Ancak hareket, sendika temsilcisi ve doğal bir işçi önderi olan Mehmet Kocatüfek ve öncü işçilerin insiyatifi ile başlamış ve gelişmiştir.
-Üretime el koyma ve satışı denetleme birlikte yürütülür.
-Vardiyaları biten işçiler, siloların başında nöbet tutarlar.
-Satış kontrol altına alınır, peşin ödeme yapmayanlara kömür verilmez.
-O gün devlet işletmesi olan Çorum Çimento Fabrikasına, diğer özel ve tüzel kişilere veresiye verilen kömürler durdurulur.

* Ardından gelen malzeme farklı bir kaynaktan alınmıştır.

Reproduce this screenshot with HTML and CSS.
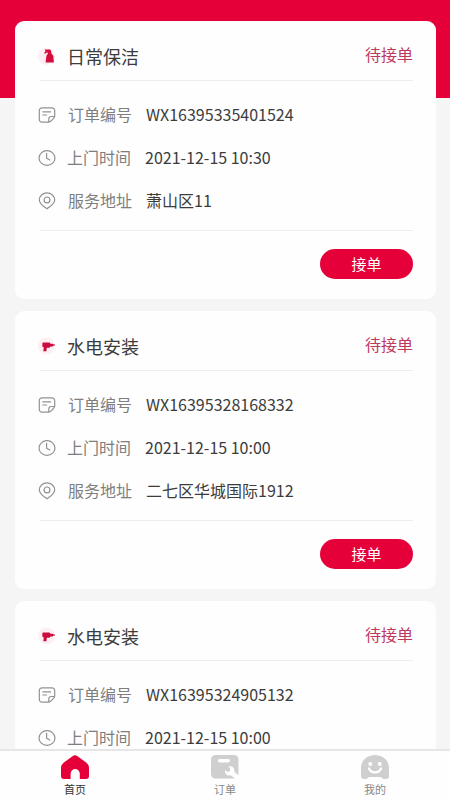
FILE: index.html
```
<!DOCTYPE html>
<html lang="zh-CN">
<head>
  <meta charset="UTF-8">
  <meta name="viewport" content="width=device-width, initial-scale=1">
  <title>首页</title>
  <link rel="stylesheet" href="styles.css">
</head>
<body>
  <!-- shared icons -->
  <svg class="sprite">
    <symbol id="icon-spray" viewBox="0 0 22 22">
      <circle cx="9.5" cy="11.5" r="8.5" fill="#fef0f2"/>
      <path d="M7.600 4.600h4.600c1.200 0 1.800.6 2 1.600l.2 2.300 1.900 2.300.6 6.600H8.600l.8-6.600 1.500-2.300-.5-1.300-2.200 1.500-1.200-.5 1.500-1.900z" fill="#d40d3c"/>
    </symbol>
    <symbol id="icon-drill" viewBox="0 0 22 22">
      <circle cx="9.500" cy="11" r="8.500" fill="#fef0f2"/>
      <path d="M5.900 7.500h6.600l1 1.200h2.200l.5.600 1.700.3v.8l-1.700.4-.5.700h-2.200l-1 1.200H9.800l-.4 3.500H6.300l.5-3.600-1.500-1.100.1-3.200z" fill="#c90d3e"/>
    </symbol>
    <symbol id="icon-note" viewBox="0 0 18 18">
      <path d="M10.800 16.100H4a2.700 2.700 0 0 1-2.700-2.700V4.500A2.700 2.700 0 0 1 4 1.800h10a2.700 2.700 0 0 1 2.700 2.700v5.800c0 1-3.900 5.800-5.900 5.800zm0 0v-3.300c0-1.500.8-2.300 2.300-2.300h3.500M4.800 5.800h7.800M4.800 9h3.800"/>
    </symbol>
    <symbol id="icon-clock" viewBox="0 0 18 18">
      <ellipse cx="9" cy="9" rx="8" ry="7.300"/>
      <path d="M8.600 4.300v5l3.200 1.800"/>
    </symbol>
    <symbol id="icon-pin" viewBox="0 0 18 18">
      <path d="M9 16.900C6.500 14.800 1.300 11.800 1.300 7.900a7.700 7 0 0 1 15.400 0C16.700 11.800 11.500 14.800 9 16.900z"/>
      <circle cx="9" cy="7.900" r="2.900"/>
    </symbol>
  </svg>

  <div class="page">
    <div class="order-list">
      <div class="card">
        <div class="card-head">
          <svg class="type-icon"><use href="#icon-spray"/></svg>
          <span class="title">日常保洁</span>
          <span class="state">待接单</span>
        </div>
        <div class="rows">
          <div class="row"><svg class="row-icon"><use href="#icon-note"/></svg><span class="label">订单编号</span><span>WX16395335401524</span></div>
          <div class="row row-time"><svg class="row-icon"><use href="#icon-clock"/></svg><span class="label">上门时间</span><span>2021-12-15 10:30</span></div>
          <div class="row"><svg class="row-icon"><use href="#icon-pin"/></svg><span class="label">服务地址</span><span>萧山区11</span></div>
        </div>
        <div class="card-foot"><button class="btn">接单</button></div>
      </div>

      <div class="card">
        <div class="card-head">
          <svg class="type-icon"><use href="#icon-drill"/></svg>
          <span class="title">水电安装</span>
          <span class="state">待接单</span>
        </div>
        <div class="rows">
          <div class="row"><svg class="row-icon"><use href="#icon-note"/></svg><span class="label">订单编号</span><span>WX16395328168332</span></div>
          <div class="row row-time"><svg class="row-icon"><use href="#icon-clock"/></svg><span class="label">上门时间</span><span>2021-12-15 10:00</span></div>
          <div class="row"><svg class="row-icon"><use href="#icon-pin"/></svg><span class="label">服务地址</span><span>二七区华城国际1912</span></div>
        </div>
        <div class="card-foot"><button class="btn">接单</button></div>
      </div>

      <div class="card">
        <div class="card-head">
          <svg class="type-icon"><use href="#icon-drill"/></svg>
          <span class="title">水电安装</span>
          <span class="state">待接单</span>
        </div>
        <div class="rows">
          <div class="row"><svg class="row-icon"><use href="#icon-note"/></svg><span class="label">订单编号</span><span>WX16395324905132</span></div>
          <div class="row row-time"><svg class="row-icon"><use href="#icon-clock"/></svg><span class="label">上门时间</span><span>2021-12-15 10:00</span></div>
        </div>
      </div>
    </div>

    <div class="tabbar">
      <div class="tab active">
        <svg class="tab-icon" viewBox="0 0 28 24">
          <path d="M3.200 7.300 11.500 1.200a4.200 4.200 0 0 1 5 0l8.300 6.100Q28 9.700 28 12.500V21q0 3-3 3h-6.200v-5.300a4.600 4.600 0 0 0-9.200 0V24H3q-3 0-3-3v-8.500Q0 9.700 3.200 7.300z" fill="#e60039"/>
        </svg>
        <span>首页</span>
      </div>
      <div class="tab">
        <svg class="tab-icon" viewBox="0 0 28 24">
          <rect width="27.500" height="23.500" rx="4.500" fill="#cfcfcf"/>
          <rect x="7" y="4" width="12" height="3.600" rx="1.800" fill="#fff"/>
          <path d="M14 15.200l2.800 1.800 2.200-1 .2-2.600-1.700-1.900c3.600-.9 6.600 1.600 5.700 5l4.800 4.300V24h-3.500l-4.300-3.600c-3.600.9-6.800-1.600-6.200-5.200z" fill="#fff"/>
        </svg>
        <span>订单</span>
      </div>
      <div class="tab">
        <svg class="tab-icon" viewBox="0 0 28 24">
          <path d="M0 13.500C0 5.500 6 0 14 0s14 5.500 14 13.500V21q0 3-3 3h-1.500c-2.500 0-2.500-2-4.500-2H9c-2 0-2 2-4.500 2H3q-3 0-3-3z" fill="#cfcfcf"/>
          <circle cx="9.300" cy="9" r="2" fill="#fff"/>
          <circle cx="18.700" cy="9" r="2" fill="#fff"/>
          <path d="M8 13.500c2.300 5.200 9.700 5.200 12 0" fill="none" stroke="#fff" stroke-width="2.200" stroke-linecap="round"/>
        </svg>
        <span>我的</span>
      </div>
    </div>
  </div>
</body>
</html>
```
FILE: styles.css
```
* {
  box-sizing: border-box;
}

body {
  margin: 0;
  font-family: "Noto Sans CJK SC", sans-serif;
  color: #3c3c3c;
  background-color: #f6f5f6;
}

.sprite {
  display: none;
}

.page {
  display: flex;
  flex-direction: column;
  height: 800px;
  overflow: hidden;
}

.order-list {
  flex: 1;
  min-height: 0;
  overflow: hidden;
  padding: 21px 14px 0 15px;
  background: linear-gradient(#e60039 98px, #f6f5f6 98px);
}

.card {
  height: 277.500px;
  margin-bottom: 12.700px;
  padding: 0 23px;
  background-color: #fefefe;
  border-radius: 9px;
}

.card-head {
  display: flex;
  align-items: center;
  height: 60px;
  margin-left: 2px;
  padding-top: 11px;
  border-bottom: 1px solid #eee;
}

.type-icon {
  width: 22px;
  height: 22px;
  margin-left: -3px;
}

.title {
  margin-left: 8px;
  font-size: 18px;
}

.state {
  margin: -4px 0 0 auto;
  font-size: 16px;
  color: #bd3860;
}

.rows {
  padding-top: 12px;
}

.row {
  display: flex;
  align-items: center;
  height: 43.300px;
  font-size: 16px;
  line-height: 22px;
}

.row span {
  padding-bottom: 2px;
}

.row-icon {
  width: 18px;
  height: 18px;
  margin-right: 12px;
  fill: none;
  stroke: #929292;
  stroke-width: 1.200;
  stroke-linecap: round;
  stroke-linejoin: round;
}

.label {
  margin-right: 14px;
  color: #7e7e7e;
}

.row-time .row-icon {
  margin-right: 11px;
}

.card-foot {
  display: flex;
  justify-content: flex-end;
  margin: 7px 0 0 2px;
  padding-top: 18px;
  border-top: 1px solid #eee;
}

.btn {
  width: 93px;
  height: 30px;
  padding: 0;
  border: none;
  border-radius: 15px;
  font-family: inherit;
  font-size: 15px;
  line-height: 30px;
  color: #fff;
  background-color: #e60039;
}

.tabbar {
  display: flex;
  height: 51px;
  border-top: 2px solid #e6e6e6;
  background-color: #fefefe;
}

.tab {
  flex: 1;
  display: flex;
  flex-direction: column;
  align-items: center;
  padding-top: 4px;
  font-size: 11px;
  line-height: 16px;
  color: #888;
}

.tab.active {
  color: #333;
}

.tab-icon {
  width: 28px;
  height: 24px;
  margin-bottom: 2px;
}
```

-Gelirinden madenin giderleri ile borçlar ödeneceği için üretim artar, çalışmayan ocaklar çalıştırılır.
-Toplanan gelir bloke edilir. Ama öncelikle işçilerin ücretleri ödenir.
***
Bu arada sendika temsilcileri, birkaç kez Başbakanla görüşürler. Bir sonuç alamazlar. Sonuç alınmadığı sürece de işgalin devam edeceğini söylerler.
Ancak 16 Temmuz 1969 günü, Ankara'dan getirilen jandarma birliği saat 18'de müdahale eder. İşletme jandarmanın kontrolüne alınır. Öncü işçiler hemen işten çıkarılır.
Ertesi gün işçiler işe başlamazlar. İşten atılan 13 işçinin işe alınmasını ve taleplerinin karşılanmasını isterler. Ancak tüm ocaklar ve Alpagut tepeleri jandarma tarafından kuşatılmıştır. İşçiler çıkarılmakla tehdit edilir.
Sonuçta Maden İşçileri Federasyonu Genel Başkanı ve Türk-İş 6.Bölge Temsilcisi Kemal Özer'in girişimi ile direniş sona erer. İşçiler işbaşı yaparlar.
***
Ve 13 Haziran'da başlayıp 17 Temmuz'da fiilen sona eren, tam 34 gün süren bu "özyönetim", Türkiye işçi hareketinde bir ilk olarak "Alpagut Olayı" adıyla yerini alır.